DF: Onto the second Super Bowl. This was a fascinating game, because the Dolphins had that great “Killer Bees” defense, and you were basically a running quarterback — there are a lot of plays in which you look like one of the more mobile quarterbacks of today. Kind of like Patrick Mahomes out there! You rolled out on what looked like at least half your pass plays, and you ran five times for 59 yards, which broke Roger Staubach’s record for quarterback rushing yards in a Super Bowl. I’m curious if that was a pre-planned response to Miami’s defense, or if it was a play-to-play reaction to what happened on the field?

JM: Yeah, it was play-by-play. Some of the rollout things were [designed] — one of the first big plays in that game was the touchdown pass to [running back] Carl Monroe…

DF: Funny you should bring that play up, because that’s one of your better throws I’ve seen, which is why it’s next on my list.

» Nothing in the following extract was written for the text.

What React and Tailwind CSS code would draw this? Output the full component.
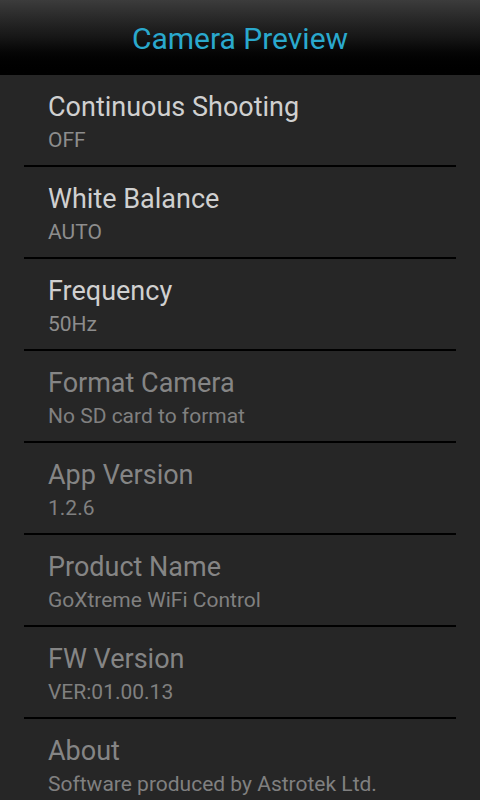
import React from 'react';

const items = [
  { title: 'Continuous Shooting', summary: 'OFF', enabled: true },
  { title: 'White Balance', summary: 'AUTO', enabled: true },
  { title: 'Frequency', summary: '50Hz', enabled: true },
  { title: 'Format Camera', summary: 'No SD card to format', enabled: false },
  { title: 'App Version', summary: '1.2.6', enabled: false },
  { title: 'Product Name', summary: 'GoXtreme WiFi Control', enabled: false },
  { title: 'FW Version', summary: 'VER:01.00.13', enabled: false },
  { title: 'About', summary: 'Software produced by Astrotek Ltd.', enabled: false },
];

const PrefRow = ({ title, summary, enabled, last }) => (
  <div className="px-6">
    <div className="h-[90px] flex flex-col justify-center px-6 pt-[4px]">
      <div className={`text-[27px] leading-[32px] ${enabled ? 'text-[#d0d0d0]' : 'text-[#858585]'}`}>{title}</div>
      <div className={`text-[21px] leading-[26px] mt-[4px] ${enabled ? 'text-[#8d8d8d]' : 'text-[#808080]'}`}>{summary}</div>
    </div>
    {!last && <div className="h-[2px] bg-black" />}
  </div>
);

export default function App() {
  return (
    <div className="w-[480px] h-[800px] overflow-hidden bg-[#262626]" style={{ fontFamily: 'Roboto, "Noto Sans", sans-serif' }}>
      <div className="h-[75px] flex items-center justify-center bg-gradient-to-b from-[#3c3c3c] via-[#161616] to-black">
        <span className="text-[30px] text-[#2aa9cd] mt-[2px]">Camera Preview</span>
      </div>
      {items.map((it, i) => (
        <PrefRow key={it.title} {...it} last={i === items.length - 1} />
      ))}
    </div>
  );
}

JM: Yeah, that was a called play, and a lot of the other ones… anytime you’re stepping up and moving forward, most likely being pushed around by the push of the defensive line — when you step up as a quarterback, and guys are running around everywhere in man coverage, the best thing to do it to pull it down and take off. So, I had a couple opportunities to do that. But most of them [rollouts] were more pass plays that just opened up.

DF: So, the Monroe play; the 33-yard touchdown pass. This was one of the more pinpoint throws I’ve seen you make. What was this call, and how were you able to fire balls in there with such accuracy and defenders converging from seemingly everywhere? And what was the play call there? I know “Brown Right Sprint Right Option, and I know “Red Right Tight F Left 20 Halfback Curl X Up” to John Taylor in Super Bowl XXIII [which we’ll get to in a minute], but what was this?

JM: I can’t remember if it was a rollout or a sprint.

DF: It looks like a rollout.

JM: Yeah. So that would be “Roll Right Halfback Sail,” which is basically a corner route. You have a clear on the outside, and someone would be coming underneath on that somewhere.